Third-party Funding in International Arbitration

Publication year2019
AuthorSean P. Galliher*
THIRD-PARTY FUNDING IN INTERNATIONAL ARBITRATION

Sean P. Galliher*

I. INTRODUCTION

Third-party funding of legal actions has been around, in one form or another, for years. Such funding has been particularly effective in financing litigation in the United States. Third-party funding is also increasingly popular in international arbitration, largely as a result of the broadening scope and therefore cost of arbitration. Arbitral institutions are now grappling with the financial complexities inherent in third-party funding and the impact of such funding on international arbitration. Legislation, rules, case law, and regulations are being revisited in light of the issues presented by third-party funding. After discussing the nature and types of funding currently being used in international arbitration, this article will evaluate the current state of international litigation funding mechanisms, assess the impact these funding mechanisms have on international arbitration, and discuss the financial future of international arbitration.

II. THIRD-PARTY FUNDING IN ARBITRATION: THE VARIOUS AGREEMENTS INVOLVED

Third-party funding is a mechanism whereby a non-party to a legal action—whether traditional litigation or alternative dispute resolution—funds a party involved in the legal action, with the expectation of receiving a return on this investment. The funding typically covers the funded party's legal fees and expenses incurred during the legal action. The funder may also agree to pay the other side's costs if the funded party is so ordered and to provide security for these costs.
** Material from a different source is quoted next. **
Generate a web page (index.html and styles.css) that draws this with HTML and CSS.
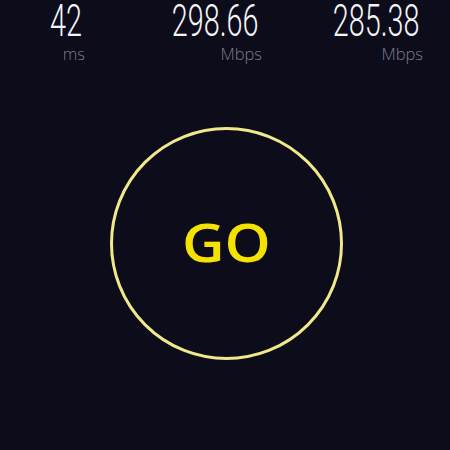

Third-party funding in U.S. litigation has been part of the legal landscape for years. Contingent fee agreements, for example, are one longstanding form of third-party funding in domestic litigation. The recent and significant rise in third-party funding of international arbitration has led to concerns about the impact and consequences this type of funding will have in international dispute resolution.

A. The Agreements

Many different types of agreements can be involved in third-party funding of international arbitrations. Both claimants and respondents can be funded by third parties, and the agreements can be used interchangeably depending on the circumstances and the type of funding involved in a particular situation. These agreements dictate the financial terms of the relationships and often define those relationships and the responsibilities of the parties. Among other issues, some agreements dictate litigation terms that can lead to problems with the integrity of the arbitral system and create conflicts of interest. It is worth noting that many agreements between funders and arbitration parties include budgets, maximum investment limits, and repayment terms that dictate what the claimant can and cannot do during the pendency of the arbitration. This section summarizes, though not exhaustively, the types of agreements that are often used in third-party funding of international arbitrations.

1. Lawyer Retainer/Contingency Fee Agreements

These types of arrangements have been around for a long time in the United States. Certain areas of the law, particularly personal injury and tort matters, have used this type of funding to move forward with legitimate cases that may be difficult for a less prosperous plaintiff to pursue if paying on an hourly basis. These agreements are based on a successful recovery and the award of damages. The plaintiff typically gets two-thirds of the recovery after expenses are paid. Obviously, there are variations to this formula depending on particular state laws or the amount of work involved (for example, if a case goes to trial the attorney may receive 40% rather than 33.3%).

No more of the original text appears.